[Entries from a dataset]
---

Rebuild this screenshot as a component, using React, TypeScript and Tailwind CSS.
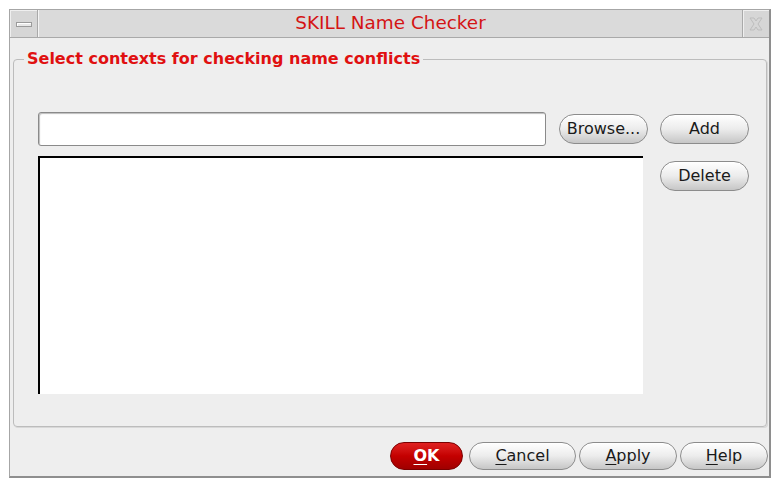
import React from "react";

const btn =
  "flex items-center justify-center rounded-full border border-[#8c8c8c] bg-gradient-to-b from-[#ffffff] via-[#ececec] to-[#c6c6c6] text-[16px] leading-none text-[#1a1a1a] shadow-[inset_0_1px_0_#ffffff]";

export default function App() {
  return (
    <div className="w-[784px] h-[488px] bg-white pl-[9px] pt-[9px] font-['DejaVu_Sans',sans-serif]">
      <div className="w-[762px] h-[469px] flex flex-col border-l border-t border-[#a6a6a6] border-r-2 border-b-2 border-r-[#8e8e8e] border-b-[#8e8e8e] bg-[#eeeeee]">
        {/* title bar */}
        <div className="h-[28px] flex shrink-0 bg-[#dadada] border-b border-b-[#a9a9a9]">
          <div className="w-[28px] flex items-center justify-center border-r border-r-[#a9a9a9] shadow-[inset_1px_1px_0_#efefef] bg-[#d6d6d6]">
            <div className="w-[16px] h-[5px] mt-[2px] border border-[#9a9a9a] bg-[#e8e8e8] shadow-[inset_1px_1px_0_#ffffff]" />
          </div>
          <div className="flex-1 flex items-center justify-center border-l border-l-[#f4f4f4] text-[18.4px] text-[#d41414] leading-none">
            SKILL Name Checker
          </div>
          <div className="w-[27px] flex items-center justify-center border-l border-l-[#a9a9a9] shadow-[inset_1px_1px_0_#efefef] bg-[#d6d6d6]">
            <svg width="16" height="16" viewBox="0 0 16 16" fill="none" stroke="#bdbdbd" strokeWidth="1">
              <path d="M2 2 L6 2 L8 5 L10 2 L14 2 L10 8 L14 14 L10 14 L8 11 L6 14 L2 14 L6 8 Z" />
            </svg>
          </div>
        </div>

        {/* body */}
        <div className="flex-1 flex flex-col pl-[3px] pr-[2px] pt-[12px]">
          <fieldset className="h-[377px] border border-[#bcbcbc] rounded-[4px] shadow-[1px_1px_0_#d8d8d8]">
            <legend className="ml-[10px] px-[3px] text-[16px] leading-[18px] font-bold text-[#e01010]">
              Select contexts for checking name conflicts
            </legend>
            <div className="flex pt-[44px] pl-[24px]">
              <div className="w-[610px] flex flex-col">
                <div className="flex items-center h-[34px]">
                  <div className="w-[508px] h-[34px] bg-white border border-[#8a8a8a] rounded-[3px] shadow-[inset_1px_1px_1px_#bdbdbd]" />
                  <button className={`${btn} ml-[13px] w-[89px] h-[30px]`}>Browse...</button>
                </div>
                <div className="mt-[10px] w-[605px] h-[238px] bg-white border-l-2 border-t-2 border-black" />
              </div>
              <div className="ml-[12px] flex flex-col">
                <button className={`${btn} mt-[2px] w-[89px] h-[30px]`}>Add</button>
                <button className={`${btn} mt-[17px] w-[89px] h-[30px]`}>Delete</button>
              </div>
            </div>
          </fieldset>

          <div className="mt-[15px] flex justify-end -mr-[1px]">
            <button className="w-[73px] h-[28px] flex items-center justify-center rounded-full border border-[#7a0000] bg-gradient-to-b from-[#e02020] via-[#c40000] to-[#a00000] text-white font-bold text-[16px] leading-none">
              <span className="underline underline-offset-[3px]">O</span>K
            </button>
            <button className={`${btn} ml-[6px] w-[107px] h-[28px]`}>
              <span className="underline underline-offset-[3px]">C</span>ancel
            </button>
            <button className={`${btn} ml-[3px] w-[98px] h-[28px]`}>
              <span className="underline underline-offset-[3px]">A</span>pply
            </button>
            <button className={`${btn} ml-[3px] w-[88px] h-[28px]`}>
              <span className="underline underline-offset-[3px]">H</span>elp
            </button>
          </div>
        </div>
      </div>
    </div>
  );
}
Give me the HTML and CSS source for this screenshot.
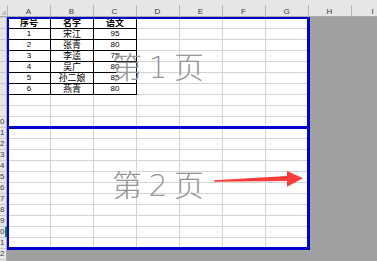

---

Filter the entries down to the lines containing "this". Copy each of those lines.

> _ANSWER TO THE TASK_:
Rebuild this screenshot as a component, using React, TypeScript and Tailwind CSS.
Give me the HTML and CSS source for this screenshot.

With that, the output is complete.